LESBIANISM IN VICTORIAN NARRATIVE IMPLIED BY SARAH WATERS’ FINGERSMITH (Lesbianisme Dalam Cerita Narasi Victoria Ditunjukkan Oleh Sarah Waters Pada Novelnya Fingersmith)
RIZQIYAH PRAJAYANTI, ELOK
MetadataShow full item record
This research discusses lesbianism and how the reconstruction of lesbian identity in Victorian narrative depicted in Fingersmith. There are three problems in this research, how is the ideal woman in Victorian era, how is the representation of lesbianism in Fingersmith and what is the ideological agenda behind Sarah Waters’ Fingersmith portraying lesbian identity.
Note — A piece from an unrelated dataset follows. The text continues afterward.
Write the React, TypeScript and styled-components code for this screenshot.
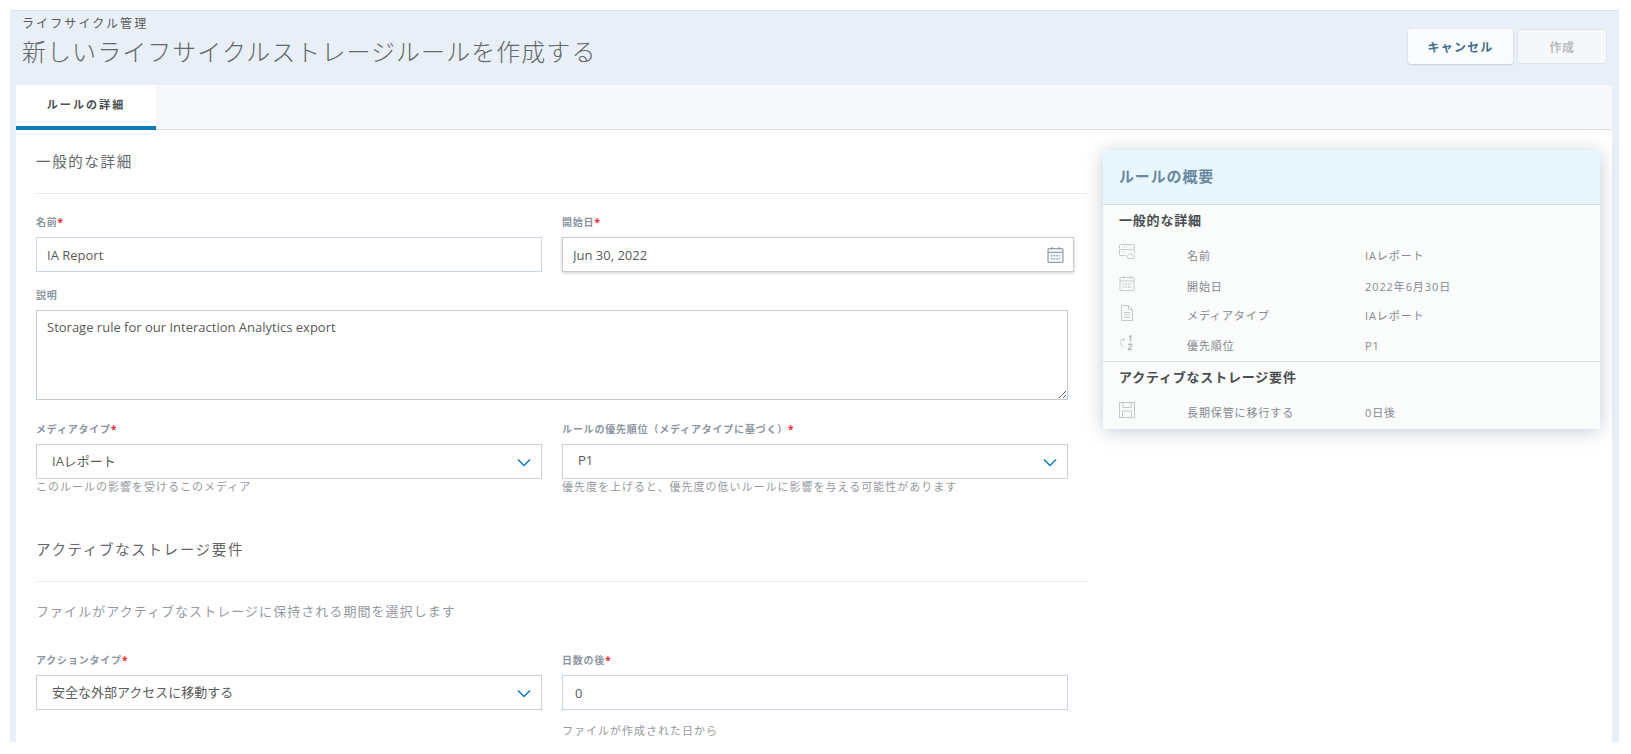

In writing this novel, Waters rewrites past representations that have traditionally been male dominated to female perspectives. To criticize heterosexuality especially in Victorian era as the dominant feature, she uses lesbianism as agenda. This research employs qualitative method that uses Queer theory from Judith Butler to observe the problematic binary classification of sexual desire (homosexual and heterosexual). The result of this research, there are some regulations in Victorian era to suppose an ideal woman. The representation of lesbianism in this novel shown by Sue and Maud transform from a passive women become active participant in society. They are trapped in the house as a prison under controlling Maud’s uncle. They gain independence and through lesbian relationship. Through this novel, Waters admits working with an agenda to give a voice toward lesbianism. She narrates other view to the Victorian women, not only submissive on the men’s hand but also creative to revolt authority.